= Lex Karpela =

The 2005 amendment to the Finnish Copyright Act and Criminal Code, commonly known as Lex Karpela, was an amendment to make the Finnish copyright legislation and criminal code comply with the EU Copyright Directive 2001/29/EC. It was presented to the President of Finland by Culture Minister Tanja Karpela.

The amendment was accepted by the Finnish parliament in a vote on 5 October 2005. It came into effect on 1 January 2006.

==Purpose==
The purpose of the amendment was to update the copyright legislation for the special features of digital and network environments, and apply the changes required by the EU Copyright Directive. The amendment additionally includes national legislation solutions independent of the directive.
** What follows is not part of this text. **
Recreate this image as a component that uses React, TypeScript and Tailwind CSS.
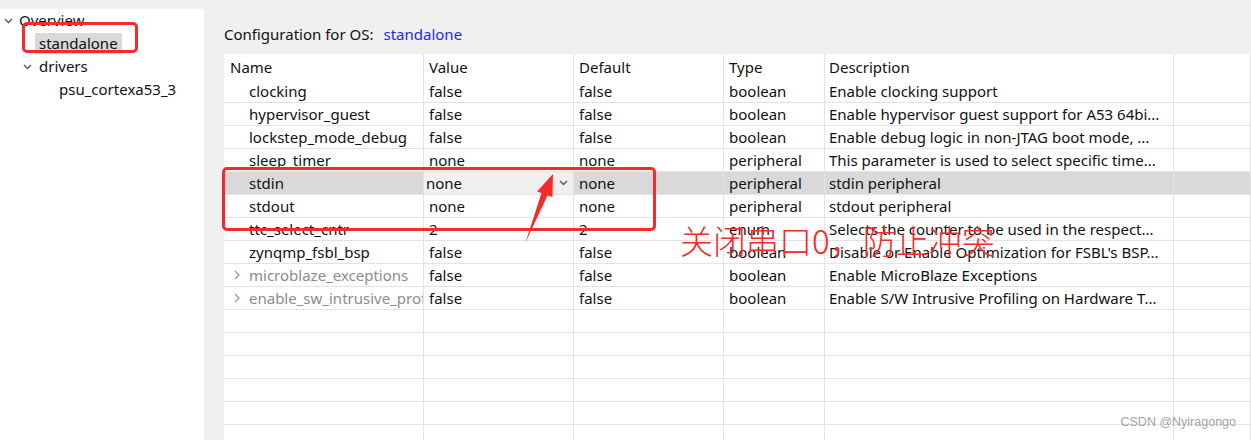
import React from "react"

type Row = {
    name: string
    value: string
    def: string
    type: string
    desc: string
    expandable?: boolean
    combo?: boolean
    selected?: boolean
}

const rows: Row[] = [
    { name: "clocking", value: "false", def: "false", type: "boolean", desc: "Enable clocking support" },
    { name: "hypervisor_guest", value: "false", def: "false", type: "boolean", desc: "Enable hypervisor guest support for A53 64bi..." },
    { name: "lockstep_mode_debug", value: "false", def: "false", type: "boolean", desc: "Enable debug logic in non-JTAG boot mode, ..." },
    { name: "sleep_timer", value: "none", def: "none", type: "peripheral", desc: "This parameter is used to select specific time..." },
    { name: "stdin", value: "none", def: "none", type: "peripheral", desc: "stdin peripheral", combo: true, selected: true },
    { name: "stdout", value: "none", def: "none", type: "peripheral", desc: "stdout peripheral" },
    { name: "ttc_select_cntr", value: "2", def: "2", type: "enum", desc: "Selects the counter to be used in the respect..." },
    { name: "zynqmp_fsbl_bsp", value: "false", def: "false", type: "boolean", desc: "Disable or Enable Optimization for FSBL's BSP..." },
    { name: "microblaze_exceptions", value: "false", def: "false", type: "boolean", desc: "Enable MicroBlaze Exceptions", expandable: true },
    { name: "enable_sw_intrusive_profiling", value: "false", def: "false", type: "boolean", desc: "Enable S/W Intrusive Profiling on Hardware T...", expandable: true },
]

const cols = "grid grid-cols-[200px_150px_150px_101px_349px_1fr] shrink-0"
const cell = "border-r border-[#e3e3e3] overflow-hidden whitespace-nowrap flex items-center"

function ChevronDown({ className }: { className?: string }) {
    return (
        <svg className={className} width="9" height="6" viewBox="0 0 9 6" fill="none">
            <path d="M1 1l3.5 3.5L8 1" stroke="#555" strokeWidth="1.3" />
        </svg>
    )
}

function ChevronRight() {
    return (
        <svg width="8" height="10" viewBox="0 0 8 10" fill="none" className="mr-[8px] shrink-0">
            <path d="M2 1l4 4-4 4" stroke="#9a9a9a" strokeWidth="1.3" />
        </svg>
    )
}

export default function App() {
    return (
        <div className="relative w-[1251px] h-[440px] overflow-hidden flex bg-[#f0f0f0] text-[15px] text-[#111] font-['Noto_Sans',sans-serif]">
            {/* tree */}
            <aside className="w-[204px] mt-[9px] bg-white flex flex-col leading-[23px]">
                <div className="h-[23px] flex items-center">
                    <ChevronDown className="ml-[4px] mr-[6px]" />
                    <span>Overview</span>
                </div>
                <div className="h-[23px] flex items-center pl-[35px]">
                    <span className="bg-[#d9d9d9] px-[4px] h-[21px] flex items-center">standalone</span>
                </div>
                <div className="h-[23px] flex items-center">
                    <ChevronDown className="ml-[23px] mr-[7px]" />
                    <span>drivers</span>
                </div>
                <div className="h-[23px] flex items-center pl-[59px]">psu_cortexa53_3</div>
            </aside>

            {/* config */}
            <main className="flex-1 flex flex-col pl-[20px] min-h-0">
                <div className="h-[54px] shrink-0 flex items-center pt-[14px] gap-[10px]">
                    <span>Configuration for OS:</span>
                    <span className="text-[#1f1fff]">standalone</span>
                </div>
                <div className="flex-1 min-h-0 overflow-hidden bg-white flex flex-col">
                    <div className={`${cols} h-[26px]`}>
                        <div className={`${cell} pl-[6px]`}>Name</div>
                        <div className={`${cell} pl-[5px]`}>Value</div>
                        <div className={`${cell} pl-[5px]`}>Default</div>
                        <div className={`${cell} pl-[5px]`}>Type</div>
                        <div className={`${cell} pl-[4px]`}>Description</div>
                        <div className={cell}></div>
                    </div>
                    {rows.map((r) => (
                        <div
                            key={r.name}
                            className={`${cols} h-[23px] border-b border-[#e3e3e3] ${r.selected ? "bg-[#d9d9d9]" : ""}`}
                        >
                            <div className={`${cell} ${r.expandable ? "pl-[9px] text-[#8c8c8c]" : "pl-[25px]"}`}>
                                {r.expandable && <ChevronRight />}
                                <span>{r.name}</span>
                            </div>
                            {r.combo ? (
                                <div className={`${cell} bg-[#f0f0f0] pl-[2px] justify-between`}>
                                    <span>{r.value}</span>
                                    <span className="w-[21px] h-full border-l border-[#fafafa] flex items-center justify-center">
                                        <ChevronDown />
                                    </span>
                                </div>
                            ) : (
                                <div className={`${cell} pl-[5px]`}>{r.value}</div>
                            )}
                            <div className={`${cell} pl-[5px]`}>{r.def}</div>
                            <div className={`${cell} pl-[5px]`}>{r.type}</div>
                            <div className={`${cell} pl-[4px]`}>{r.desc}</div>
                            <div className={cell}></div>
                        </div>
                    ))}
                    {Array.from({ length: 6 }).map((_, i) => (
                        <div key={i} className={`${cols} h-[23px] border-b border-[#e3e3e3]`}>
                            <div className={cell}></div>
                            <div className={cell}></div>
                            <div className={cell}></div>
                            <div className={cell}></div>
                            <div className={cell}></div>
                            <div className={cell}></div>
                        </div>
                    ))}
                </div>
            </main>

            {/* annotations */}
            <div className="absolute left-[22px] top-[22px] w-[116px] h-[31px] border-[3px] border-[#f52a2a] rounded-[5px]" />
            <div className="absolute left-[222px] top-[167px] w-[434px] h-[64px] border-[3px] border-[#f52a2a] rounded-[5px]" />
            <svg className="absolute left-0 top-0 pointer-events-none" width="1251" height="440">
                <polygon
                    points="553,174 552.5,197 547.5,195.5 525.5,242.5 541.5,193 537,191.5"
                    fill="#f52a2a"
                />
            </svg>
            <div className="absolute left-[680px] top-[224px] text-[33px] leading-[33px] font-light text-[#f52a2a] font-['Noto_Sans_CJK_SC',sans-serif] whitespace-nowrap">
                关闭串口0，防止冲突
            </div>
            <div className="absolute right-[15px] top-[413px] text-[12.5px] leading-[18px] text-[#a3a3a3] font-['Liberation_Sans',sans-serif]">
                CSDN @Nyiragongo
            </div>
        </div>
    )
}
The main features of the amendment are:
- Unauthorized file sharing can be punished as a crime, even though it wouldn't be done for profit.
- Downloading illegal copies on the Internet will be prohibited. Downloading for personal use won't be punished, but it may lead to claims for damages, if the copier knows or should have known that the source is illegal.
- Importing illegally manufactured works and material is prohibited.
- Circumventing copy prevention measures (i.e. DRM) to copy a work is prohibited. Circumventing the protection to watch or listen to the work is still legal.
- Works bought from outside the European Economic Area may be distributed only if the first sale inside EEA was accepted by the author. A work bought for personal use may be distributed as before.
- Archives, libraries and museums may produce copies of works for internal use using whatever technique necessary. Showing the work on a computer screen inside the facility is allowed.
- Works may be copied using special techniques for people with disabilities without permission.
- A published work may be presented publicly in services of worship and education without permission.

==Controversy==

===Prohibition of circumventing copy protection===
Section 50a of the new law prohibits copying works for personal use if the work is protected by an "effective technical measure". Even an effective protection may be circumvented to watch or listen to the work, though.

The restriction has been a subject of controversy and the interpretation is yet to see. Open questions are e.g. whether it's legal to circumvent a copy protection to convert the work to a format usable on a portable MP3 player, or whether a copy-protected CD can be reproduced as a standards-compliant audio CD to listen to it on a car radio.

===Freedom of speech===
Section 50b prohibits distributing products or services that make possible or facilitate the circumvention of copy protection. The preamble says that offering these services in an organized or commercial manner would be the kind of distribution that the law refers to. This has been seen as restricting the freedom of speech.

==Reception==
A demonstration against the bill was held in the afternoon of 4 October 2005. According to an estimate by the police, roughly 300 people participated. Almost all attendees were young adults and all political youth organizations from political right to left supported the demonstration.